Americans also have done their share of killing over the years. Some historians estimate that the genocide of the indigenous people in North America from the time Columbus first stepped foot on the Caribbean Islands until the last tribal American Indian war was fought in the 1800s, totaled as high as 100 million people.

President Truman’s order to drop atomic bombs on Hiroshima and Nagasaki during the final days of World War II is estimated to have caused the unnecessary killings of over 200,000 Japanese civilians. It is only recently told that the Japanese were attempting to surrender before the bombings and that the bombings were purely an act of genocide.

President George W. Bush’s invasions of Iraq and Afghanistan following the 9-11 attacks in 2001 have caused the still uncounted deaths of over 600,000 Iraqi people, a yet untold number of civilians in Afghanistan, and another 35,000 civilians in neighboring Pakistan.

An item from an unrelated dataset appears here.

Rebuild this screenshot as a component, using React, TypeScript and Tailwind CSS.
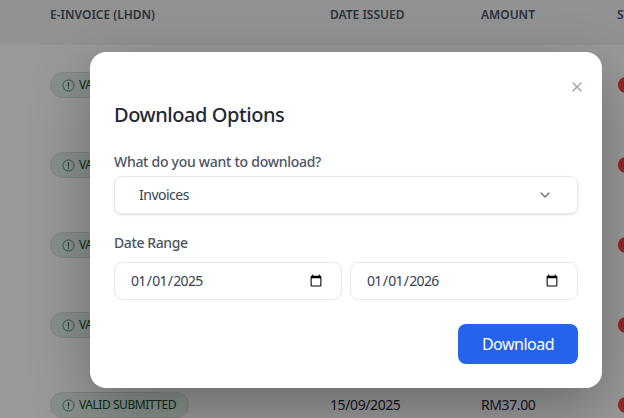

The Khmer Rouge, led by Pol Pot, were estimated to have murdered up to 1.7 million Cambodians in purges between 1975 and 1979.

The brutal killing of at least 800,000 Rwandans in 1994 was among various brutal acts of genocide of African people that have occurred within recent years.

The Armenian Genocide brought about the deliberate and systematic destruction of an estimated 1.5 million people after World War I.

The list goes on and on. Genocide has been more common in this world than most people would like to believe.

So why has Hitler been marked as the most evil killer of all time? Is it because he targeted the Jews? The Jewish "Holocaust" is still marked as one of the worst acts of genocide ever. While it was truly terrible, when all of the facts are known, it wasn’t the worst.